O gece, geçirdiğim üç ameliyat sebebiyle evde koltuk değneğiyle bilgisayar başında bütün gelişmeleri, yüreğim ağzımda izlemek zorunda kalmamın bana yaşattığı tüm mahcubiyetle yazıyorum şimdi: Şerri def eden elleri, ağzı ve kalbiyle bu ülkenin, üzerinde hayat sürdüğümüz toprakların kaderini değiştiren bir geceyi yaşatmıştı çünkü muazzez halk. Devlet içinde, birtakım kamusal kamuflajlarla görünmez bir hale gelmiş kriptoların koç başlığını üstlendiği işgal girişimini kanıyla ve canıyla bertaraf eden bir halktı bu. Salt devleti değil, kendini de savunmuştu bu halk, kendi iradesini, varlığını, onur ve haysiyetini; sadece geçmiş kazanımlarını değil, gelecek umutlarını da o yüzden bu savunmaya dahil edebilirdik. Biz kazanmış, birtakım “manda suratlılar”, Kızıl Milyarder’in adamları, o gece sela okuyan müezzinlere düşman olanlar, darbeciler için kadeh kaldıranlar, Bağdat caddesinden geçen tankları alkışlayanlar kaybetmişti.
Esasen uluslararası üst aklın Gezi olaylarından 17-25 Aralık’a, oradan 15 Temmuz’a ve devamında 14-28 Mayıs tarihinde gerçekleşen seçimlere kadar birçok teşebbüsü varitti. Her teşebbüsünde bu aklın kullandığı birtakım araçlar arasındaydı FETÖ, Kızıl Milyarder’in finanse ettikleri, PKK-PYD, birtakım siyasi unsurlar ve diğerleri…
Uluslararası üst aklın kullanabileceği birtakım “manda suratlıları” arayıp tarayıp bulmasına ya da bizatihi yetiştirmesine şaşırmadık hiç, şaşırmadık çünkü yüzyılı aşan bir süreyi kuşatıyordu bu aklın temsil ettikleriyle bu halkın varlığının temsil ettikleri arasındaki mücadele. 15 Temmuz gecesi TBMM’nin bombalanmasının bana ilk hatırlattığı bu yüzden bu halka saldıran, onun topraklarını işgale çalışan “yedi düvel,” Çanakkale cephesi, Irak cephesi, Filistin cephesi, Kurtuluş Savaşı, bundan ötesi son yüzyılımızda cümle aleyhimize yaşananlar olmuştu.
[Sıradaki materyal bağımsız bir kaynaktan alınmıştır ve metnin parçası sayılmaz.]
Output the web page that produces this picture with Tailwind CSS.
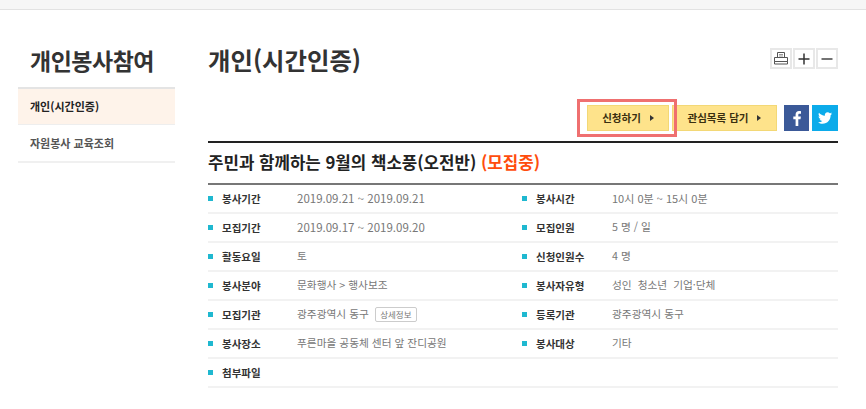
<!DOCTYPE html>
<html lang="ko"><head><meta charset="utf-8">
<script src="https://cdn.jsdelivr.net/npm/@tailwindcss/browser@4"></script>
</head>
<body class="bg-white font-['Noto_Sans_CJK_KR','Noto_Sans',sans-serif] w-[866px] h-[409px] overflow-hidden">
<div class="h-[10px] bg-[#f6f6f6] border-b border-[#e2e2e2]"></div>
<div class="flex pl-[18px] pt-[32px]">
  <aside class="w-[157px] shrink-0">
    <h2 class="h-[45px] pl-3 text-[23px] leading-[36px] font-bold text-[#333] tracking-[-0.5px]">개인봉사참여</h2>
    <div class="h-[38px] bg-[#fef3ea] border-t-2 border-b border-t-[#e4e4e4] border-b-[#eeeeee] pl-3 flex items-center text-[11px] font-bold text-[#222]">개인(시간인증)</div>
    <div class="h-[38px] border-b-2 border-[#f0f0f0] pl-3 flex items-center text-[11px] font-bold text-[#555]">자원봉사 교육조회</div>
  </aside>
  <main class="ml-[33px] w-[630px]">
    <div class="flex justify-between items-start h-[63px]">
      <h1 class="text-[24.400px] leading-[36px] font-bold text-[#333]">개인(시간인증)</h1>
      <div class="flex gap-[1px] mt-[6px]">
        <span class="w-[22px] h-[21px] border-2 border-[#e8e8e8] flex items-center justify-center">
          <svg width="14" height="13" viewBox="0 0 14 13" fill="none" stroke="#555"><path d="M3.500 5V.5h7V5M.5 5.500h13v4h-13zM.5 9.500h13v2.500h-13z"/><path d="M5 2.500h4M5 4h4" stroke="#999"/></svg>
        </span>
        <span class="w-[22px] h-[21px] border-2 border-[#e8e8e8] flex items-center justify-center">
          <svg width="12" height="12" viewBox="0 0 12 12" stroke="#333" stroke-width="1.500"><path d="M6 .5v11M.5 6h11"/></svg>
        </span>
        <span class="w-[22px] h-[21px] border-2 border-[#e8e8e8] flex items-center justify-center">
          <svg width="12" height="12" viewBox="0 0 12 12" stroke="#444" stroke-width="1.500"><path d="M.5 6h11"/></svg>
        </span>
      </div>
    </div>
    <div class="flex justify-end items-center h-[26px]">
      <div class="relative flex gap-[3px] items-center">
        <button class="relative w-[82px] h-[26px] bg-[#fee38b] border border-[#f3d876] text-[10.500px] font-bold text-[#3a2f10] flex items-center justify-center gap-[9px]">
          <span class="absolute -left-[11px] -top-[7px] w-[100px] h-[38px] border-[3px] border-[#ef7070]"></span>
          신청하기 <span class="w-0 h-0 border-y-[3px] border-y-transparent border-l-[4px] border-l-[#333]"></span>
        </button>
        <button class="w-[105px] h-[26px] bg-[#fee38b] border border-[#f3d876] text-[10.500px] font-bold text-[#3a2f10] flex items-center justify-center gap-[9px]">
          관심목록 담기 <span class="w-0 h-0 border-y-[3px] border-y-transparent border-l-[4px] border-l-[#333]"></span>
        </button>
      </div>
      <span class="ml-[7px] w-[25px] h-[26px] bg-[#3b5998] flex items-center justify-center">
        <svg width="8" height="15" viewBox="0 0 8 15" fill="#fff"><path d="M5.300 15V8.300h2.200l.4-2.700H5.300V4c0-.8.300-1.300 1.300-1.300H8V.2C7.700.1 6.900 0 6 0 4 0 2.600 1.200 2.600 3.500v2.100H.3v2.700h2.300V15z"/></svg>
      </span>
      <span class="ml-[3px] w-[26px] h-[26px] bg-[#0cabea] flex items-center justify-center">
        <svg width="14" height="12" viewBox="0 0 24 20" fill="#fff"><path d="M24 2.400c-.9.400-1.800.7-2.800.8 1-.6 1.800-1.600 2.200-2.700-1 .6-2 1-3.100 1.200C19.300.7 18 0 16.600 0c-3.200 0-5.500 3-4.800 6C7.700 5.800 4.100 3.900 1.700.9.400 3.100 1 6 3.200 7.500c-.8 0-1.600-.2-2.200-.6 0 2.300 1.600 4.400 4 4.900-.7.200-1.500.2-2.200.1.600 2 2.500 3.400 4.600 3.400-2 1.600-4.600 2.300-7.200 2C2.400 19.200 5 20 7.600 20c9.100 0 14.300-7.700 14-14.600 1-.7 1.800-1.600 2.400-3z"/></svg>
      </span>
    </div>
    <div class="mt-[10px] border-t-2 border-[#222] h-[42px] flex items-center text-[16.800px] font-bold text-[#222]">
      <span>주민과 함께하는 9월의 책소풍(오전반) <span class="text-[#ff4d0d]">(모집중)</span></span>
    </div>
    <div class="border-t-2 border-[#777] grid grid-cols-[314px_316px] text-[10.700px]">
      <div class="h-[29px] border-b-2 border-[#f2f2f2] flex items-center"><span class="w-[5px] h-[5px] bg-[#1fb8d0]"></span><b class="ml-[9px] w-[75px] text-[10.500px] font-bold text-[#333]">봉사기간</b><span class="text-[#777] text-[11.500px]">2019.09.21 ~ 2019.09.21</span></div>
      <div class="h-[29px] border-b-2 border-[#f2f2f2] flex items-center"><span class="w-[5px] h-[5px] bg-[#1fb8d0]"></span><b class="ml-[9px] w-[76px] text-[10.500px] font-bold text-[#333]">봉사시간</b><span class="text-[#777] text-[11px]">10시 0분 ~ 15시 0분</span></div>
      <div class="h-[29px] border-b-2 border-[#f2f2f2] flex items-center"><span class="w-[5px] h-[5px] bg-[#1fb8d0]"></span><b class="ml-[9px] w-[75px] text-[10.500px] font-bold text-[#333]">모집기간</b><span class="text-[#777] text-[11.500px]">2019.09.17 ~ 2019.09.20</span></div>
      <div class="h-[29px] border-b-2 border-[#f2f2f2] flex items-center"><span class="w-[5px] h-[5px] bg-[#1fb8d0]"></span><b class="ml-[9px] w-[76px] text-[10.500px] font-bold text-[#333]">모집인원</b><span class="text-[#777]">5 명 / 일</span></div>
      <div class="h-[29px] border-b-2 border-[#f2f2f2] flex items-center"><span class="w-[5px] h-[5px] bg-[#1fb8d0]"></span><b class="ml-[9px] w-[75px] text-[10.500px] font-bold text-[#333]">활동요일</b><span class="text-[#777]">토</span></div>
      <div class="h-[29px] border-b-2 border-[#f2f2f2] flex items-center"><span class="w-[5px] h-[5px] bg-[#1fb8d0]"></span><b class="ml-[9px] w-[76px] text-[10.500px] font-bold text-[#333]">신청인원수</b><span class="text-[#777]">4 명</span></div>
      <div class="h-[29px] border-b-2 border-[#f2f2f2] flex items-center"><span class="w-[5px] h-[5px] bg-[#1fb8d0]"></span><b class="ml-[9px] w-[75px] text-[10.500px] font-bold text-[#333]">봉사분야</b><span class="text-[#777]">문화행사 &gt; 행사보조</span></div>
      <div class="h-[29px] border-b-2 border-[#f2f2f2] flex items-center"><span class="w-[5px] h-[5px] bg-[#1fb8d0]"></span><b class="ml-[9px] w-[76px] text-[10.500px] font-bold text-[#333]">봉사자유형</b><span class="text-[#777] whitespace-pre">성인  청소년  기업·단체</span></div>
      <div class="h-[29px] border-b-2 border-[#f2f2f2] flex items-center"><span class="w-[5px] h-[5px] bg-[#1fb8d0]"></span><b class="ml-[9px] w-[75px] text-[10.500px] font-bold text-[#333]">모집기관</b><span class="text-[#777]">광주광역시 동구</span><span class="ml-[6px] w-[42px] h-[15px] border border-[#ccc] rounded-[2px] flex items-center justify-center text-[8.500px] text-[#777]">상세정보</span></div>
      <div class="h-[29px] border-b-2 border-[#f2f2f2] flex items-center"><span class="w-[5px] h-[5px] bg-[#1fb8d0]"></span><b class="ml-[9px] w-[76px] text-[10.500px] font-bold text-[#333]">등록기관</b><span class="text-[#777]">광주광역시 동구</span></div>
      <div class="h-[29px] border-b-2 border-[#f2f2f2] flex items-center"><span class="w-[5px] h-[5px] bg-[#1fb8d0]"></span><b class="ml-[9px] w-[75px] text-[10.500px] font-bold text-[#333]">봉사장소</b><span class="text-[#777]">푸른마을 공동체 센터 앞 잔디공원</span></div>
      <div class="h-[29px] border-b-2 border-[#f2f2f2] flex items-center"><span class="w-[5px] h-[5px] bg-[#1fb8d0]"></span><b class="ml-[9px] w-[76px] text-[10.500px] font-bold text-[#333]">봉사대상</b><span class="text-[#777]">기타</span></div>
      <div class="col-span-2 h-[29px] border-b-2 border-[#f2f2f2] flex items-center"><span class="w-[5px] h-[5px] bg-[#1fb8d0]"></span><b class="ml-[9px] w-[75px] text-[10.500px] font-bold text-[#333]">첨부파일</b></div>
    </div>
  </main>
</div>
</body></html>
Düşman Sakarya’ya kadar dayanmış, ama biz geri adım atmamıştık yüzyıl önce; 15 Temmuz gecesi halkın geri adım atacağının düşünülmesi belki de sırf bundan dolayı muhaldi, muhal olmaya mahkumdu.
Varlık beyanı, milletin haysiyeti
15 Temmuz’da Türk halkının doğrudan ortaya koyduğu “varlık iradesi”nin ya da başka bir deyişle “varlık beyanı”nın yüzyılı aşkın bir süredir bu milletin öz varlığı ile zaten ispatlı olduğu, bu durumu değiştirmeye çalışan her teşebbüse karşı tarihsel bakımdan da görülebileceği üzere doğrudan ya da dolaylı bir biçimde ama mutlaka nitelikçe alt edilmesi imkansız bir özsel kuvveti ihtiva ettiği de söylenmeli. FETÖ, darbe ile salt Recep Tayyip Erdoğan’ı ve AK Parti’yi değil, onu seçen halkın varlığını da tasfiye etmeye çalışmıştı.
Bütün bu söylediklerimizin 15 Temmuz gecesinin siyasi-tarihsel anlamından tutamaklar sunduğu açık. O gecenin siyasi ve tarihsel bakımdan bize ifade ettikleri sadece bunlarla kayıtlı değilse de buraya kadar aktardıklarımızın yüzyıllık bir arka plana yaslanarak yorumlanması gerektiği, bir mücadelenin varit olmasından ötürü de siyasi olduğu, bu gecenin tarihsel ve siyasi bakımdan bir varlık beyanı olduğu ısrarla bariz hale getirilmeli.
Elbette bu gece söz konusu varlık beyanı/beka kaygısından yola çıkarak belirlenecek birtakım felsefi anlamları bize gösteriyor. Ancak onları da inşallah başka bir yazıda tebellür ettirelim.